Online growth, optimism, and the resilience of dealers – The Art Basel and UBS Art Market Report 2024

Key Takeaways 

    • The value of art market sales totaled $65B in 2023, a 4% decline from 2022, however the volume of transactions grew by 4% totaling 39.4M
    • The US maintained its position as the leading market, with China moving into second ahead of the UK
    • A slower NFT market shows signs of decreased speculation and burgeoning connoisseurship 

The eighth edition of The Art Basel and UBS Global Art Market Report authored by Dr. Clare McAndrew of Arts Economics landed this week with its aggregate data and insights into the markets the art industry relies on. As ever, the outlook is mixed. An overall decline of the sector, by 4%, is neither joyous nor unexpected but still leaves the market ahead of its pre-pandemic levels, with an estimated value of $65B. There are also signs of a sector diversifying with new online platforms and technologies gaining trust, and a fundamentally optimistic future.

New Horizons

Beneath the headline figures of growth or decline across genres and localities is a sector changing its shape and developing layers. Online sales continued their occupation of a larger arena with a 7% year-on-year growth capturing 18% of the overall market (equating to roughly $11.8B). Interestingly, within that figure dealers’ own online sites and platforms accounted for 20% in 2023 (up from 12% in 2022). 
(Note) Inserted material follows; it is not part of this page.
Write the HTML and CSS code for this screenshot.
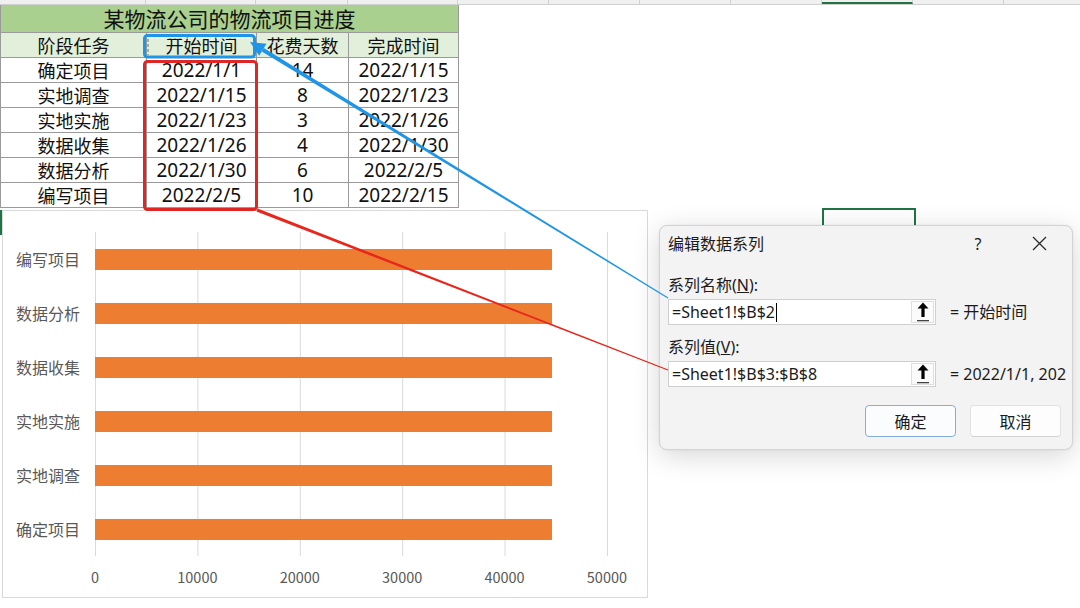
FILE: index.html
```html
<!DOCTYPE html>
<html lang="zh-CN">
<head>
<meta charset="utf-8">
<title>某物流公司的物流项目进度</title>
<link rel="stylesheet" href="styles.css">
</head>
<body>
<div class="sheet">
  <div class="colstrip">
    <span class="c1"></span><span class="c2"></span><span class="c3"></span><span class="c4"></span>
    <span class="cx"></span><span class="cx"></span><span class="cx"></span><span class="cx"></span>
    <span class="cx active"></span><span class="cx"></span><span class="cx last"></span>
  </div>

  <div class="data">
    <div class="title">某物流公司的物流项目进度</div>
    <div class="head">阶段任务</div><div class="head">开始时间</div><div class="head">花费天数</div><div class="head">完成时间</div>
    <div>确定项目</div><div class="num">2022/1/1</div><div class="num">14</div><div class="num">2022/1/15</div>
    <div>实地调查</div><div class="num">2022/1/15</div><div class="num">8</div><div class="num">2022/1/23</div>
    <div>实地实施</div><div class="num">2022/1/23</div><div class="num">3</div><div class="num">2022/1/26</div>
    <div>数据收集</div><div class="num">2022/1/26</div><div class="num">4</div><div class="num">2022/1/30</div>
    <div>数据分析</div><div class="num">2022/1/30</div><div class="num">6</div><div class="num">2022/2/5</div>
    <div>编写项目</div><div class="num">2022/2/5</div><div class="num">10</div><div class="num">2022/2/15</div>
  </div>

  <div class="chart">
    <div class="chart-body">
      <ul class="cats">
        <li>编写项目</li><li>数据分析</li><li>数据收集</li><li>实地实施</li><li>实地调查</li><li>确定项目</li>
      </ul>
      <div class="plot">
        <div class="row"><div class="bar" style="width:89.05%"></div></div>
        <div class="row"><div class="bar" style="width:89.05%"></div></div>
        <div class="row"><div class="bar" style="width:89.05%"></div></div>
        <div class="row"><div class="bar" style="width:89.05%"></div></div>
        <div class="row"><div class="bar" style="width:89.05%"></div></div>
        <div class="row"><div class="bar" style="width:89.05%"></div></div>
      </div>
    </div>
    <div class="axis">
      <span>0</span><span>10000</span><span>20000</span><span>30000</span><span>40000</span><span>50000</span>
    </div>
  </div>
</div>

<!-- selected cells behind the dialog -->
<div class="cell-sel"></div>
<div class="edge-sel"></div>

<div class="dialog">
  <div class="dlg-title">
    <span class="dlg-name">编辑数据系列</span>
    <span class="dlg-help">?</span>
    <span class="dlg-close">
      <svg width="15" height="15" viewBox="0 0 15 15"><path d="M1 1 L14 14 M14 1 L1 14" stroke="#2b2b2b" stroke-width="1.3" fill="none"/></svg>
    </span>
  </div>

  <div class="field-label">系列名称(<u>N</u>):</div>
  <div class="field-row">
    <div class="ref-box">
      <span class="ref-text">=Sheet1!$B$2<i class="caret"></i></span>
      <span class="ref-btn">
        <svg width="12" height="20" viewBox="0 0 12 20"><path d="M6 0.5 L11.5 6.5 L7.6 6.5 L7.6 15 L4.4 15 L4.4 6.5 L0.5 6.5 Z" fill="#000"/><rect x="0" y="18" width="12" height="1.3" fill="#444"/></svg>
      </span>
    </div>
    <span class="ref-value">= 开始时间</span>
  </div>

  <div class="field-label second">系列值(<u>V</u>):</div>
  <div class="field-row">
    <div class="ref-box">
      <span class="ref-text">=Sheet1!$B$3:$B$8</span>
      <span class="ref-btn">
        <svg width="12" height="20" viewBox="0 0 12 20"><path d="M6 0.5 L11.5 6.5 L7.6 6.5 L7.6 15 L4.4 15 L4.4 6.5 L0.5 6.5 Z" fill="#000"/><rect x="0" y="18" width="12" height="1.3" fill="#444"/></svg>
      </span>
    </div>
    <span class="ref-value">= 2022/1/1, 202</span>
  </div>

  <div class="dlg-actions">
    <button class="btn primary">确定</button>
    <button class="btn">取消</button>
  </div>
</div>

<!-- callouts linking the cells to the dialog fields -->
<svg class="marks" width="1080" height="608" viewBox="0 0 1080 608">
  <rect x="144.5" y="35.5" width="110" height="21.5" rx="3" fill="none" stroke="#1f95e8" stroke-width="3"/>
  <path d="M148 39 V55" stroke="#4d7f63" stroke-width="1" stroke-dasharray="3 2" fill="none"/>
  <path d="M151 38.2 H251" stroke="#ffffff" stroke-width="1" stroke-dasharray="3 2" fill="none" opacity="0.8"/>
  <polygon points="261.8,51.5 263.8,48.1 668.3,297.5 667.7,298.5" fill="#1f95e8"/>
  <polygon points="250,42 259.1,55.8 266.5,43.8" fill="#1f95e8"/>

  <rect x="144.5" y="61.5" width="112" height="148" rx="3" fill="none" stroke="#e12626" stroke-width="3"/>
  <polygon points="256.4,211.4 257.6,208.6 668.2,369.5 667.8,370.5" fill="#e8261c"/>
</svg>
</body>
</html>
```

FILE: styles.css
```css
* {
  box-sizing: border-box;
}

html,
body {
  margin: 0;
  padding: 0;
}

body {
  position: relative;
  width: 1080px;
  height: 608px;
  overflow: hidden;
  background: #ffffff;
  color: #111111;
  font-family: "Noto Sans CJK SC", "Noto Sans", sans-serif;
}

/* ---- worksheet ---- */
.colstrip {
  display: flex;
  height: 5px;
  background: #f0f0f0;
  border-bottom: 1px solid #cfcfcf;
}

.colstrip span {
  flex: none;
  height: 4px;
  border-right: 1px solid #d2d2d2;
}

.colstrip .c1 { width: 146px; }
.colstrip .c2 { width: 110px; }
.colstrip .c3 { width: 92px; }
.colstrip .c4 { width: 110px; }
.colstrip .cx { width: 91px; }
.colstrip .last { width: 74px; border-right: 0; }
.colstrip .active { border-bottom: 2px solid #217346; }

.data {
  display: grid;
  grid-template-columns: 146px 110px 92px 110px;
  grid-template-rows: 28px;
  grid-auto-rows: 25px;
  width: 458px;
  border-left: 1px solid #9a9a9a;
}

.data > div {
  display: flex;
  align-items: center;
  justify-content: center;
  border-right: 1px solid #9a9a9a;
  border-bottom: 1px solid #9a9a9a;
  font-size: 18px;
  line-height: 1;
  white-space: nowrap;
}

.data .num {
  font-family: "Noto Sans", "Noto Sans CJK SC", sans-serif;
  font-size: 19px;
  padding-top: 1px;
}

.data .title {
  grid-column: 1 / -1;
  background: #a9d08e;
  font-size: 21px;
}

.data .head {
  background: #e2efda;
}

/* ---- bar chart ---- */
.chart {
  width: 646px;
  height: 388px;
  margin: 2px 0 0 2px;
  padding-top: 21px;
  border: 1px solid #d9d9d9;
  background: #ffffff;
}

.chart-body {
  display: flex;
}

.cats {
  list-style: none;
  margin: 0;
  padding: 0;
  width: 92px;
}

.cats li {
  display: flex;
  align-items: center;
  justify-content: flex-end;
  height: 54px;
  padding-right: 15px;
  font-size: 16px;
  line-height: 1;
  color: #595959;
  white-space: nowrap;
}

.plot {
  width: 513px;
  height: 324px;
  background-image: linear-gradient(to right, #d9d9d9 0, #d9d9d9 1px, transparent 1px);
  background-size: 102.4px 100%;
}

.plot .row {
  display: flex;
  align-items: center;
  height: 54px;
}

.plot .bar {
  height: 21px;
  background: #ed7d31;
}

.axis {
  display: flex;
  margin: 13px 0 0 40.8px;
}

.axis span {
  flex: 0 0 102.4px;
  text-align: center;
  font-size: 14.5px;
  line-height: 16px;
  color: #595959;
}

/* ---- cell selections ---- */
.cell-sel {
  position: absolute;
  left: 822px;
  top: 208px;
  width: 94px;
  height: 30px;
  border: 2px solid #217346;
}

.edge-sel {
  position: absolute;
  left: 0;
  top: 210px;
  width: 2px;
  height: 25px;
  background: #217346;
}

/* ---- dialog ---- */
.dialog {
  position: absolute;
  left: 659px;
  top: 225px;
  width: 414px;
  height: 225px;
  padding: 0 11px 0 8px;
  background: #f3f3f3;
  border: 1px solid #d3d3d3;
  border-radius: 8px;
  box-shadow: 0 6px 28px rgba(0, 0, 0, 0.16), 0 0 2px rgba(0, 0, 0, 0.08);
  overflow: hidden;
  font-family: "Noto Sans", "Noto Sans CJK SC", sans-serif;
  color: #1b1b1b;
  font-size: 16px;
}

.dlg-title {
  display: flex;
  align-items: center;
  height: 35px;
}

.dlg-name {
  flex: 1;
  line-height: 1;
}

.dlg-help {
  width: 44px;
  text-align: center;
  line-height: 1;
}

.dlg-close {
  display: flex;
  align-items: center;
  justify-content: center;
  width: 44px;
  margin-left: 17px;
}

.field-label {
  margin-top: 13px;
  height: 22px;
  line-height: 22px;
  white-space: nowrap;
}

.field-label.second {
  margin-top: 11px;
}

.field-row {
  display: flex;
  align-items: center;
  margin-top: 3px;
  height: 26px;
  white-space: nowrap;
}

.ref-box {
  display: flex;
  flex: none;
  width: 268px;
  height: 26px;
  background: #ffffff;
  border: 1px solid #cfcfcf;
}

.ref-text {
  flex: 1;
  display: flex;
  align-items: center;
  padding-left: 3px;
  line-height: 1;
}

.caret {
  display: inline-block;
  width: 1px;
  height: 19px;
  margin-left: 1px;
  background: #000000;
}

.ref-btn {
  display: flex;
  align-items: center;
  justify-content: center;
  width: 23px;
  margin: 1px;
  background: #fbfbfb;
  border: 1px solid #dedede;
}

.ref-value {
  margin-left: 14px;
  line-height: 1;
}

.dlg-actions {
  display: flex;
  justify-content: flex-end;
  gap: 14px;
  margin-top: 18px;
}

.btn {
  width: 91px;
  height: 32px;
  padding: 0;
  font: inherit;
  color: #1b1b1b;
  background: #fdfdfd;
  border: 1px solid #e2e2e2;
  border-bottom-color: #d2d2d2;
  border-radius: 4px;
}

.btn.primary {
  background: #fbfcfe;
  border: 1px solid #86aedb;
}

/* ---- callout layer ---- */
.marks {
  position: absolute;
  left: 0;
  top: 0;
  pointer-events: none;
}
```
Dealers demonstrated their ability to flex well within a fluid economy and an unstable economic and geopolitical stage. Auction houses saw a 7% drop in sales, while dealers reported a comparable 3%. 

The art market’s overall reliance upon high priced works began to show (particularly in the UK and US) and marked an interesting departure from previous behavior during rocky economic periods. The report notes: This again differentiates the performance of the market from some other slowdowns in previous years, where there tended to be fewer sales, with those taking the brunt of the declines as risk-averse buyers reverted to the high end or the often cited ‘flight to quality’.

That the Chinese art market reclaimed its position as the second largest art market internationally (simultaneously booting the UK back to third spot) also serves as a reminder that the international landscape continues to shift.

NFT sales declined compared to 2023, but interestingly the period of time assets were held between buying and selling was significantly longer. This signals a relaxed speculative market and the beginning of one based on connoisseurship. 

Measured confidence

2024 promises its fair share of surprises. Surveys underpinning the report’s findings and the adjoining analysis point to upcoming general elections (specifically the US, India and UK), tax shifts and a fluid regulatory landscape, amongst other factors on the minds of art professionals. Ongoing war in Europe, high inflation and interest rates also continue to play a role on future projections.

And yet, there is clearly also optimism. The report notes that in 2024, 36% of dealers expected an uptick in sales (against 16% predicting a decline) and 38% of the auction sector also expressed optimism for a ‘better year’ in 2024.